Si, dans l'ensemble il fait consensus, plusieurs propositions font débat, comme l'idée de créer un procès-verbal distinct - ou "dossier-coffre" - pour ne pas divulguer à la défense certaines techniques d'enquête sensibles, ou la possibilité accordée aux préfets de prononcer des "interdictions de paraître" sur les points de deal. Le ministère de la Justice évalue ainsi à 130 millions d'euros les moyens nécessaires à la création du Pnaco.

"Ces structures très organisées savent s'adapter"

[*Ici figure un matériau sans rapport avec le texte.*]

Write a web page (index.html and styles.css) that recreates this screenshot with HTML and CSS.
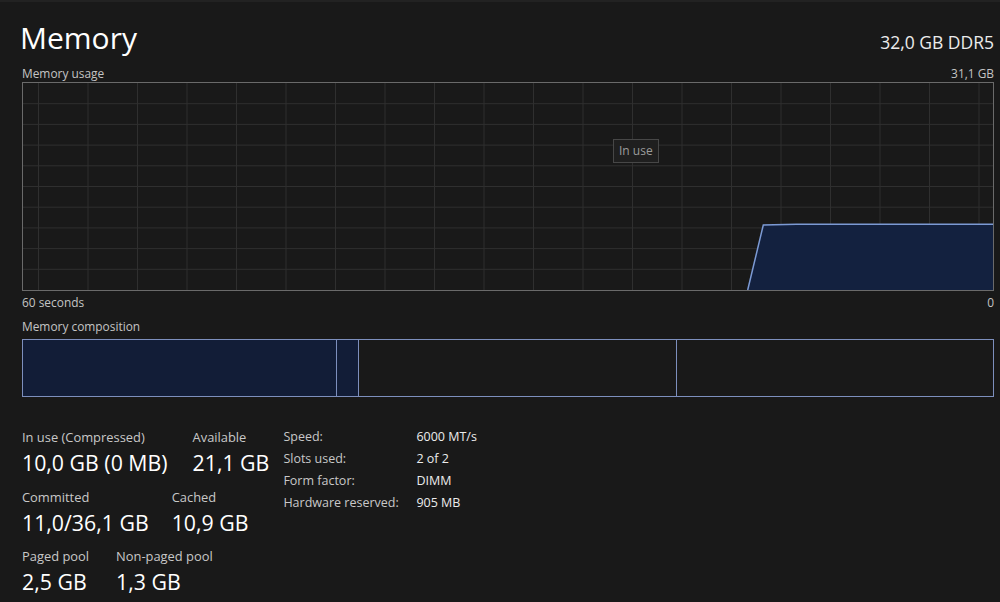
FILE: index.html
```html
<!DOCTYPE html>
<html lang="en">
<head>
    <meta charset="UTF-8">
    <meta name="viewport" content="width=device-width, initial-scale=1.0">
    <title>Memory</title>
    <link rel="stylesheet" href="styles.css">
</head>
<body>
<main class="page">
    <header class="head">
        <h1>Memory</h1>
        <div class="total">32,0 GB DDR5</div>
    </header>

    <div class="caption">
        <span>Memory usage</span>
        <span>31,1 GB</span>
    </div>
    <div class="chart">
        <svg class="grid" viewBox="0 0 970 207" preserveAspectRatio="none">
            <g class="lines">
                <line x1="0" y1="20.7" x2="970" y2="20.7"/>
                <line x1="0" y1="41.4" x2="970" y2="41.4"/>
                <line x1="0" y1="62.1" x2="970" y2="62.1"/>
                <line x1="0" y1="82.8" x2="970" y2="82.8"/>
                <line x1="0" y1="103.5" x2="970" y2="103.5"/>
                <line x1="0" y1="124.2" x2="970" y2="124.2"/>
                <line x1="0" y1="144.9" x2="970" y2="144.9"/>
                <line x1="0" y1="165.6" x2="970" y2="165.6"/>
                <line x1="0" y1="186.3" x2="970" y2="186.3"/>
                <line x1="15.5" y1="0" x2="15.5" y2="207"/>
                <line x1="65" y1="0" x2="65" y2="207"/>
                <line x1="114.5" y1="0" x2="114.5" y2="207"/>
                <line x1="164" y1="0" x2="164" y2="207"/>
                <line x1="213.5" y1="0" x2="213.5" y2="207"/>
                <line x1="263" y1="0" x2="263" y2="207"/>
                <line x1="312.5" y1="0" x2="312.5" y2="207"/>
                <line x1="362" y1="0" x2="362" y2="207"/>
                <line x1="411.5" y1="0" x2="411.5" y2="207"/>
                <line x1="461" y1="0" x2="461" y2="207"/>
                <line x1="510.5" y1="0" x2="510.5" y2="207"/>
                <line x1="560" y1="0" x2="560" y2="207"/>
                <line x1="609.5" y1="0" x2="609.5" y2="207"/>
                <line x1="659" y1="0" x2="659" y2="207"/>
                <line x1="708.5" y1="0" x2="708.5" y2="207"/>
                <line x1="758" y1="0" x2="758" y2="207"/>
                <line x1="807.5" y1="0" x2="807.5" y2="207"/>
                <line x1="857" y1="0" x2="857" y2="207"/>
                <line x1="906.5" y1="0" x2="906.5" y2="207"/>
                <line x1="956" y1="0" x2="956" y2="207"/>
            </g>
            <!-- usage history, newest sample on the right -->
            <polygon class="area" points="724.7,207 740.3,142 773.7,141.3 970,141.3 970,207"/>
            <polyline class="trace" points="724.7,207 740.3,142 773.7,141.3 970,141.3"/>
        </svg>
        <div class="tip">In use</div>
    </div>
    <div class="caption axis">
        <span>60 seconds</span>
        <span>0</span>
    </div>

    <div class="caption">
        <span>Memory composition</span>
    </div>
    <div class="composition">
        <div class="part used" style="width: 313px"></div>
        <div class="part used" style="width: 21px"></div>
        <div class="part" style="width: 317px"></div>
        <div class="part last"></div>
    </div>

    <section class="stats">
        <div class="blocks">
            <div class="row wide">
                <div class="stat">
                    <div class="label">In use (Compressed)</div>
                    <div class="value">10,0 GB (0 MB)</div>
                </div>
                <div class="stat">
                    <div class="label">Available</div>
                    <div class="value">21,1 GB</div>
                </div>
            </div>
            <div class="row">
                <div class="stat">
                    <div class="label">Committed</div>
                    <div class="value">11,0/36,1 GB</div>
                </div>
                <div class="stat">
                    <div class="label">Cached</div>
                    <div class="value">10,9 GB</div>
                </div>
            </div>
            <div class="row pools">
                <div class="stat">
                    <div class="label">Paged pool</div>
                    <div class="value">2,5 GB</div>
                </div>
                <div class="stat">
                    <div class="label">Non-paged pool</div>
                    <div class="value">1,3 GB</div>
                </div>
            </div>
        </div>
        <dl class="specs">
            <dt>Speed:</dt><dd>6000 MT/s</dd>
            <dt>Slots used:</dt><dd>2 of 2</dd>
            <dt>Form factor:</dt><dd>DIMM</dd>
            <dt>Hardware reserved:</dt><dd>905 MB</dd>
        </dl>
    </section>
</main>
</body>
</html>
```

FILE: styles.css
```css
body {
    margin: 0;
    background-color: #191919;
    color: #e6e6e6;
    font-family: 'Open Sans', 'Noto Sans', sans-serif;
}

.page {
    border-top: 2px solid #222;
    padding: 0 6px 0 22px;
}

.head {
    display: flex;
    justify-content: space-between;
    align-items: baseline;
    height: 62px;
}

.head h1 {
    margin: 0 0 0 -2px;
    padding-top: 16px;
    font-size: 30px;
    font-weight: 400;
    line-height: 40px;
    color: #fff;
}

.total {
    font-size: 17.5px;
    color: #ececec;
}

.caption {
    display: flex;
    justify-content: space-between;
    font-size: 11.9px;
    line-height: 18px;
    color: #c4c4c4;
}

.chart {
    position: relative;
    height: 207px;
    border: 1px solid #6a6a6a;
}

.grid {
    display: block;
    width: 100%;
    height: 100%;
}

.lines line {
    stroke: #2f2f2f;
    stroke-width: 1;
}

.area {
    fill: #13213f;
}

.trace {
    fill: none;
    stroke: #7c9ad4;
    stroke-width: 1.5;
}

.tip {
    position: absolute;
    left: 590px;
    top: 56px;
    padding: 0 5px;
    height: 22px;
    line-height: 22px;
    font-size: 12px;
    color: #9c9c9c;
    background-color: #1f1f1f;
    border: 1px solid #474747;
}

.axis {
    margin: 2px 0 6px;
}

.composition {
    display: flex;
    height: 56px;
    margin-top: 4px;
    border: 1px solid #7d8fbd;
}

.part {
    border-right: 1px solid #7d8fbd;
}

.part.used {
    background-color: #121d37;
}

.part.last {
    flex: 1;
    border-right: 0;
}

.stats {
    display: flex;
    gap: 14px;
    margin-top: 30px;
}

.blocks {
    display: flex;
    flex-direction: column;
    gap: 7.5px;
}

.row {
    display: flex;
    gap: 23px;
}

.row.wide {
    gap: 25px;
}

.row.pools {
    gap: 27px;
}

.label {
    font-size: 12.9px;
    line-height: 20px;
    color: #c8c8c8;
}

.value {
    font-size: 21.3px;
    line-height: 32px;
    color: #fff;
}

.specs {
    display: grid;
    grid-template-columns: 133px auto;
    grid-auto-rows: 22px;
    margin: -1px 0 0;
    font-size: 12.5px;
    line-height: 22px;
}

.specs dt {
    color: #c8c8c8;
}

.specs dd {
    margin: 0;
    color: #ececec;
}
```
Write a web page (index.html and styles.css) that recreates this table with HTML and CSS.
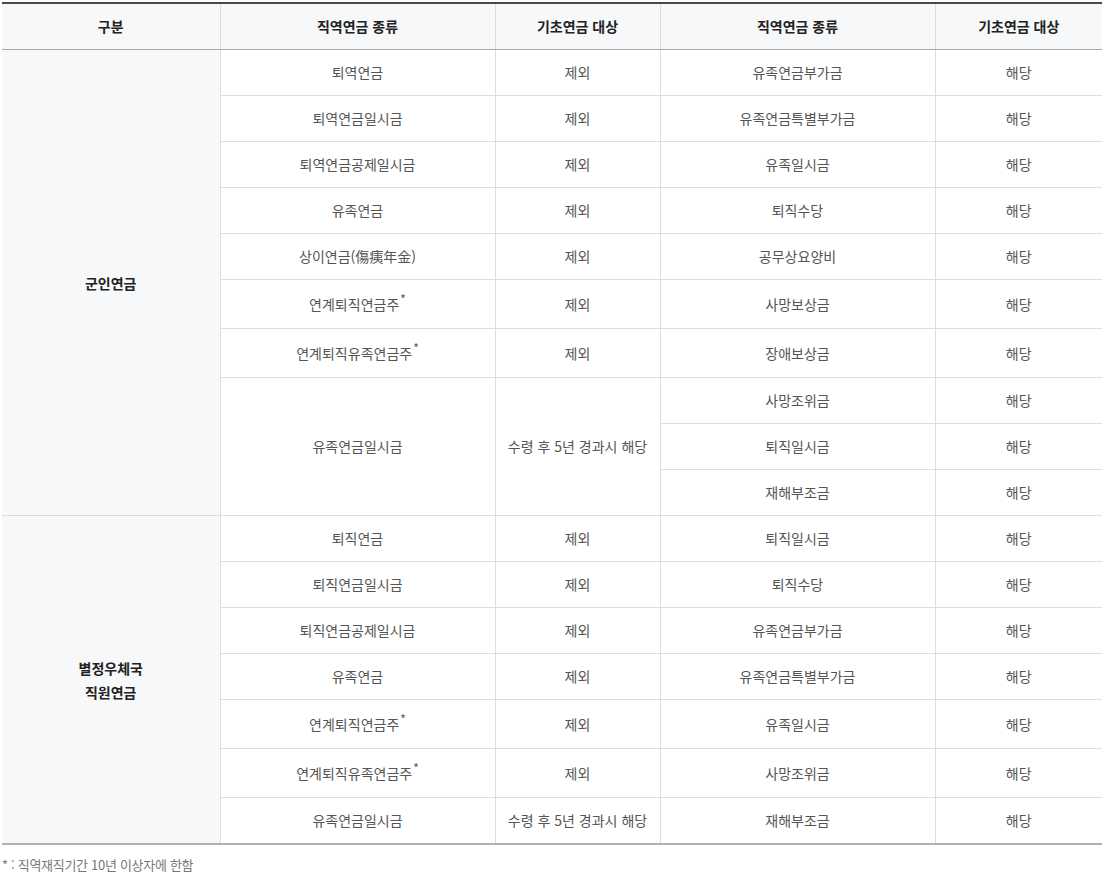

En effet, dans des enquêtes toujours plus délicates face à des malfaiteurs organisés, il s'agit de garder secrètes certaines techniques policières employées. Un principe qui fait bondir les avocats. C'est une juge d'instruction rompue aux dossiers de criminalité organisée qui dresse le constat, il y a un an face aux sénateurs. "Ces structures sont très organisées et elles savent s'adapter pour échapper aux forces de l'ordre", explique-t-elle à l'époque.

Devant la commission d'enquête, Sophie Aleksic explique les difficultés auxquelles elle se heurte au quotidien : "Nos dossiers judiciaires sont régis par le principe du contradictoire et on expose tout ce que l'on fait, ce qui permet aux trafiquants de savoir comment ils ont été interpellés et de pouvoir s'adapter".

"Permis de tricher"

Message reçu par les sénateurs qui, pour éviter que les trafiquants sachent comment les enquêteurs les surveillent, proposent de ne rendre accessible aux avocats que le résultat des investigations, en laissant confidentiels les procès-verbaux qui détaillent les techniques d'enquêtes comme les indicateurs, les agents infiltrés et surveillances techniques. Pour Romain Boulet, vice-président de l'association des avocats pénalistes, cela constitue une atteinte aux droits de la défense. "On donne aux services de police et aux magistrats un permis de tricher dans un contexte qui semble parfaitement légitime à l'opinion publique à savoir que le but est d'attraper des méchants garçons. Je suis pour ma part persuadé que c'est en multipliant les policiers et les magistrats qu'on luttera beaucoup plus efficacement plutôt qu'en rognant sur les droits de la défense."

Des avocats qui pourront contester la constitutionnalité de ce "dossier-coffre", inspiré de la Belgique où le dispositif a été validé.